═══ Provided material ═══

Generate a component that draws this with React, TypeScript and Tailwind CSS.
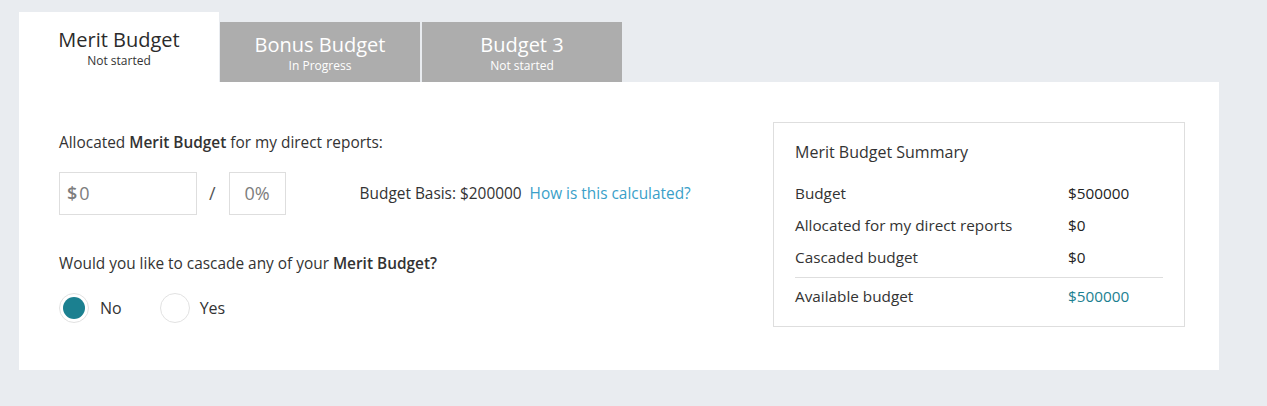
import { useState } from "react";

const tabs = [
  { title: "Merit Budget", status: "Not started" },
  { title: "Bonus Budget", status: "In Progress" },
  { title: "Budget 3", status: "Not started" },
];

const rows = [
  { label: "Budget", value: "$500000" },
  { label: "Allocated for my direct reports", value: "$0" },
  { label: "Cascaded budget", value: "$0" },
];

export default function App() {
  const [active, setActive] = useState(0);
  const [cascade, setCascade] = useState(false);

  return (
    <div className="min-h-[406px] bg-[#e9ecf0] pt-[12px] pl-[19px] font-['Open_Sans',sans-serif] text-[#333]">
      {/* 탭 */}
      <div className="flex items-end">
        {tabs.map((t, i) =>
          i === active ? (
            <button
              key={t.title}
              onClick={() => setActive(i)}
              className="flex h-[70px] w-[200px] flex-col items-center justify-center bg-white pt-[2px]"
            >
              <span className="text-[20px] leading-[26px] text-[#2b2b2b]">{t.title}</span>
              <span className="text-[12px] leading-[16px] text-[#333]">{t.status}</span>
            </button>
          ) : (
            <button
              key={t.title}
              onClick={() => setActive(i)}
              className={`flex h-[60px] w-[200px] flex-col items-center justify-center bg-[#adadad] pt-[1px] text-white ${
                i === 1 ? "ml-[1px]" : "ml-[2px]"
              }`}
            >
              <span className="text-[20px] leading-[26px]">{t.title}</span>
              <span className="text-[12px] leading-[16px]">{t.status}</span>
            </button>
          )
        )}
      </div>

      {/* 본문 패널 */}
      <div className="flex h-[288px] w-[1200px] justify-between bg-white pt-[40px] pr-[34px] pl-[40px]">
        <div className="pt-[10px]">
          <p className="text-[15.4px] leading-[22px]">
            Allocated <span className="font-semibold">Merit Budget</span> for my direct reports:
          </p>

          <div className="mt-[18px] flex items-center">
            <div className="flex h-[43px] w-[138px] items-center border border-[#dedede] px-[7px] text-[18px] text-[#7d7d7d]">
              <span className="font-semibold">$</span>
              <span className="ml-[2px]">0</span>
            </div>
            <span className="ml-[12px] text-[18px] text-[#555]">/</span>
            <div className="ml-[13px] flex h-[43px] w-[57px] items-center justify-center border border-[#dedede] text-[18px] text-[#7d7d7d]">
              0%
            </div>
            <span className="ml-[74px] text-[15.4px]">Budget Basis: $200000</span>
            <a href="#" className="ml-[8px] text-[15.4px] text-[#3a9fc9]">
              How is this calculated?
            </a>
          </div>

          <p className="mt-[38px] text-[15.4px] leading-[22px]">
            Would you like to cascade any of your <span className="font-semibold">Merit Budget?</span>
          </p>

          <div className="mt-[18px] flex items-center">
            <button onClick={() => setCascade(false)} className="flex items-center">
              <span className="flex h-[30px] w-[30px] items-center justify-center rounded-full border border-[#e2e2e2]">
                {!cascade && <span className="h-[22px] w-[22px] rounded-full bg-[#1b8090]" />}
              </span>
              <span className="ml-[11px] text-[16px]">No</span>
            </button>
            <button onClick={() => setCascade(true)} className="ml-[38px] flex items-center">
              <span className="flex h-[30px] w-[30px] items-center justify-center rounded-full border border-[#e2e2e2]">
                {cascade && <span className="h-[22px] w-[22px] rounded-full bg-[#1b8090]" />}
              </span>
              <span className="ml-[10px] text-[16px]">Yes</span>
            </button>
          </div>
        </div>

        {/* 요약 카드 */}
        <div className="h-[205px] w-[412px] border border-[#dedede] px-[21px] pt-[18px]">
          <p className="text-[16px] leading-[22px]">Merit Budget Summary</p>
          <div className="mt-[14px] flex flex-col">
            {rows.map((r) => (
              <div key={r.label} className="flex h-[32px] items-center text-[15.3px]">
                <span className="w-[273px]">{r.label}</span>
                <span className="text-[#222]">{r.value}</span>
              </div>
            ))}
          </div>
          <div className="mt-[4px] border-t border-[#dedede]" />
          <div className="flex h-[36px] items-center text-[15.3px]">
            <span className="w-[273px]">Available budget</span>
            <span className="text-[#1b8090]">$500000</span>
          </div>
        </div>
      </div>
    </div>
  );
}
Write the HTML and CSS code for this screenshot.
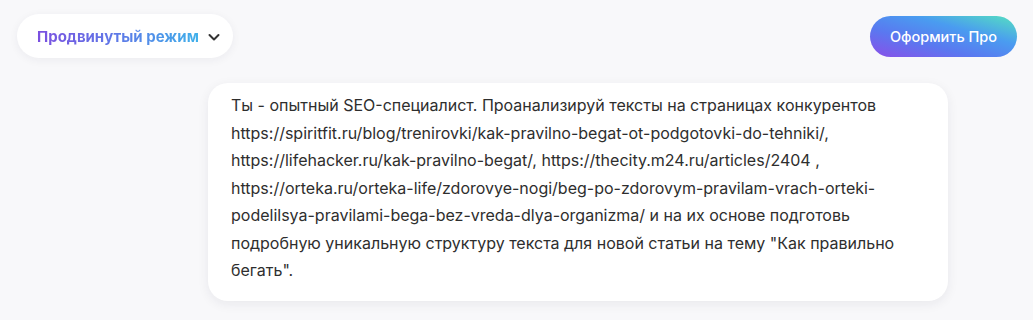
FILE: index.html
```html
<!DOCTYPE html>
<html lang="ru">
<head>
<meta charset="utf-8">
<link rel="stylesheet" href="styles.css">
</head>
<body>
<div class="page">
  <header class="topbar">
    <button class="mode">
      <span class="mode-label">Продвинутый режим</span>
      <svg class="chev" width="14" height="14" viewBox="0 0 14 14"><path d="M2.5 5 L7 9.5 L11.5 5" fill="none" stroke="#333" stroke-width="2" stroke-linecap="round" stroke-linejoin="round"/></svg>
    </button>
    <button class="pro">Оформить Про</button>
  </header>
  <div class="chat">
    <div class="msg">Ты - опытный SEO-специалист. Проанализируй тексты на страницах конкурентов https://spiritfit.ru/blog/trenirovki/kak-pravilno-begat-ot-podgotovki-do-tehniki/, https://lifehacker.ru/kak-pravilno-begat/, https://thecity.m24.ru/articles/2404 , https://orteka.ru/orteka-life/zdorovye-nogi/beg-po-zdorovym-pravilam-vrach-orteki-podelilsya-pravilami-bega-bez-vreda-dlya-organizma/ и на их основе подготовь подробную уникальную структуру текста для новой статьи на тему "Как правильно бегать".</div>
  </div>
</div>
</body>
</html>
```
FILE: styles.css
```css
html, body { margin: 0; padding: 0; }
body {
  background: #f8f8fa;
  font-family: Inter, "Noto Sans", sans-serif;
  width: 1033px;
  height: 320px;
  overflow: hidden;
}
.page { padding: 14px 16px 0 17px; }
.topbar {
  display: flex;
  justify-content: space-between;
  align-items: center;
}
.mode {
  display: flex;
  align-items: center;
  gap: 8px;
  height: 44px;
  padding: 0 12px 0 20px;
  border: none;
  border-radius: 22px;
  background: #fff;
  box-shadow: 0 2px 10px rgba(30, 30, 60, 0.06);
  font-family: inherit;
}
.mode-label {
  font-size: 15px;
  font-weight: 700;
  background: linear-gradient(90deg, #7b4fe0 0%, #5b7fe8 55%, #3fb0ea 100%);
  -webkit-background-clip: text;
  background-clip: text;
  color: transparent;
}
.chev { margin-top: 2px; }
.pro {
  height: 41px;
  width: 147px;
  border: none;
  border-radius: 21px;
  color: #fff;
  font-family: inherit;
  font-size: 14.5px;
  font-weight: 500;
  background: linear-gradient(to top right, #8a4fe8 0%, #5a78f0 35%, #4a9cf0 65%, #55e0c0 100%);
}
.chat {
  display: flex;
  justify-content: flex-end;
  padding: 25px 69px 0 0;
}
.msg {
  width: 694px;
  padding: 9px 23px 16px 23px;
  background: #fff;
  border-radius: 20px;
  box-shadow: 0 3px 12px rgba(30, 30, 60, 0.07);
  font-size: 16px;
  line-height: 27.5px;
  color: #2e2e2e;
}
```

═══

Short problem:
Pictures are not part of the copy; reproduce everything else in the records exactly.

Output below:
Generate a component that draws this with React, TypeScript and Tailwind CSS.
import { useState } from "react";

const tabs = [
  { title: "Merit Budget", status: "Not started" },
  { title: "Bonus Budget", status: "In Progress" },
  { title: "Budget 3", status: "Not started" },
];

const rows = [
  { label: "Budget", value: "$500000" },
  { label: "Allocated for my direct reports", value: "$0" },
  { label: "Cascaded budget", value: "$0" },
];

export default function App() {
  const [active, setActive] = useState(0);
  const [cascade, setCascade] = useState(false);

  return (
    <div className="min-h-[406px] bg-[#e9ecf0] pt-[12px] pl-[19px] font-['Open_Sans',sans-serif] text-[#333]">
      {/* 탭 */}
      <div className="flex items-end">
        {tabs.map((t, i) =>
          i === active ? (
            <button
              key={t.title}
              onClick={() => setActive(i)}
              className="flex h-[70px] w-[200px] flex-col items-center justify-center bg-white pt-[2px]"
            >
              <span className="text-[20px] leading-[26px] text-[#2b2b2b]">{t.title}</span>
              <span className="text-[12px] leading-[16px] text-[#333]">{t.status}</span>
            </button>
          ) : (
            <button
              key={t.title}
              onClick={() => setActive(i)}
              className={`flex h-[60px] w-[200px] flex-col items-center justify-center bg-[#adadad] pt-[1px] text-white ${
                i === 1 ? "ml-[1px]" : "ml-[2px]"
              }`}
            >
              <span className="text-[20px] leading-[26px]">{t.title}</span>
              <span className="text-[12px] leading-[16px]">{t.status}</span>
            </button>
          )
        )}
      </div>

      {/* 본문 패널 */}
      <div className="flex h-[288px] w-[1200px] justify-between bg-white pt-[40px] pr-[34px] pl-[40px]">
        <div className="pt-[10px]">
          <p className="text-[15.4px] leading-[22px]">
            Allocated <span className="font-semibold">Merit Budget</span> for my direct reports:
          </p>

          <div className="mt-[18px] flex items-center">
            <div className="flex h-[43px] w-[138px] items-center border border-[#dedede] px-[7px] text-[18px] text-[#7d7d7d]">
              <span className="font-semibold">$</span>
              <span className="ml-[2px]">0</span>
            </div>
            <span className="ml-[12px] text-[18px] text-[#555]">/</span>
            <div className="ml-[13px] flex h-[43px] w-[57px] items-center justify-center border border-[#dedede] text-[18px] text-[#7d7d7d]">
              0%
            </div>
            <span className="ml-[74px] text-[15.4px]">Budget Basis: $200000</span>
            <a href="#" className="ml-[8px] text-[15.4px] text-[#3a9fc9]">
              How is this calculated?
            </a>
          </div>

          <p className="mt-[38px] text-[15.4px] leading-[22px]">
            Would you like to cascade any of your <span className="font-semibold">Merit Budget?</span>
          </p>

          <div className="mt-[18px] flex items-center">
            <button onClick={() => setCascade(false)} className="flex items-center">
              <span className="flex h-[30px] w-[30px] items-center justify-center rounded-full border border-[#e2e2e2]">
                {!cascade && <span className="h-[22px] w-[22px] rounded-full bg-[#1b8090]" />}
              </span>
              <span className="ml-[11px] text-[16px]">No</span>
            </button>
            <button onClick={() => setCascade(true)} className="ml-[38px] flex items-center">
              <span className="flex h-[30px] w-[30px] items-center justify-center rounded-full border border-[#e2e2e2]">
                {cascade && <span className="h-[22px] w-[22px] rounded-full bg-[#1b8090]" />}
              </span>
              <span className="ml-[10px] text-[16px]">Yes</span>
            </button>
          </div>
        </div>

        {/* 요약 카드 */}
        <div className="h-[205px] w-[412px] border border-[#dedede] px-[21px] pt-[18px]">
          <p className="text-[16px] leading-[22px]">Merit Budget Summary</p>
          <div className="mt-[14px] flex flex-col">
            {rows.map((r) => (
              <div key={r.label} className="flex h-[32px] items-center text-[15.3px]">
                <span className="w-[273px]">{r.label}</span>
                <span className="text-[#222]">{r.value}</span>
              </div>
            ))}
          </div>
          <div className="mt-[4px] border-t border-[#dedede]" />
          <div className="flex h-[36px] items-center text-[15.3px]">
            <span className="w-[273px]">Available budget</span>
            <span className="text-[#1b8090]">$500000</span>
          </div>
        </div>
      </div>
    </div>
  );
}
Write the HTML and CSS code for this screenshot.
FILE: index.html
```html
<!DOCTYPE html>
<html lang="ru">
<head>
<meta charset="utf-8">
<link rel="stylesheet" href="styles.css">
</head>
<body>
<div class="page">
  <header class="topbar">
    <button class="mode">
      <span class="mode-label">Продвинутый режим</span>
      <svg class="chev" width="14" height="14" viewBox="0 0 14 14"><path d="M2.5 5 L7 9.5 L11.5 5" fill="none" stroke="#333" stroke-width="2" stroke-linecap="round" stroke-linejoin="round"/></svg>
    </button>
    <button class="pro">Оформить Про</button>
  </header>
  <div class="chat">
    <div class="msg">Ты - опытный SEO-специалист. Проанализируй тексты на страницах конкурентов https://spiritfit.ru/blog/trenirovki/kak-pravilno-begat-ot-podgotovki-do-tehniki/, https://lifehacker.ru/kak-pravilno-begat/, https://thecity.m24.ru/articles/2404 , https://orteka.ru/orteka-life/zdorovye-nogi/beg-po-zdorovym-pravilam-vrach-orteki-podelilsya-pravilami-bega-bez-vreda-dlya-organizma/ и на их основе подготовь подробную уникальную структуру текста для новой статьи на тему "Как правильно бегать".</div>
  </div>
</div>
</body>
</html>
```
FILE: styles.css
```css
html, body { margin: 0; padding: 0; }
body {
  background: #f8f8fa;
  font-family: Inter, "Noto Sans", sans-serif;
  width: 1033px;
  height: 320px;
  overflow: hidden;
}
.page { padding: 14px 16px 0 17px; }
.topbar {
  display: flex;
  justify-content: space-between;
  align-items: center;
}
.mode {
  display: flex;
  align-items: center;
  gap: 8px;
  height: 44px;
  padding: 0 12px 0 20px;
  border: none;
  border-radius: 22px;
  background: #fff;
  box-shadow: 0 2px 10px rgba(30, 30, 60, 0.06);
  font-family: inherit;
}
.mode-label {
  font-size: 15px;
  font-weight: 700;
  background: linear-gradient(90deg, #7b4fe0 0%, #5b7fe8 55%, #3fb0ea 100%);
  -webkit-background-clip: text;
  background-clip: text;
  color: transparent;
}
.chev { margin-top: 2px; }
.pro {
  height: 41px;
  width: 147px;
  border: none;
  border-radius: 21px;
  color: #fff;
  font-family: inherit;
  font-size: 14.5px;
  font-weight: 500;
  background: linear-gradient(to top right, #8a4fe8 0%, #5a78f0 35%, #4a9cf0 65%, #55e0c0 100%);
}
.chat {
  display: flex;
  justify-content: flex-end;
  padding: 25px 69px 0 0;
}
.msg {
  width: 694px;
  padding: 9px 23px 16px 23px;
  background: #fff;
  border-radius: 20px;
  box-shadow: 0 3px 12px rgba(30, 30, 60, 0.07);
  font-size: 16px;
  line-height: 27.5px;
  color: #2e2e2e;
}
```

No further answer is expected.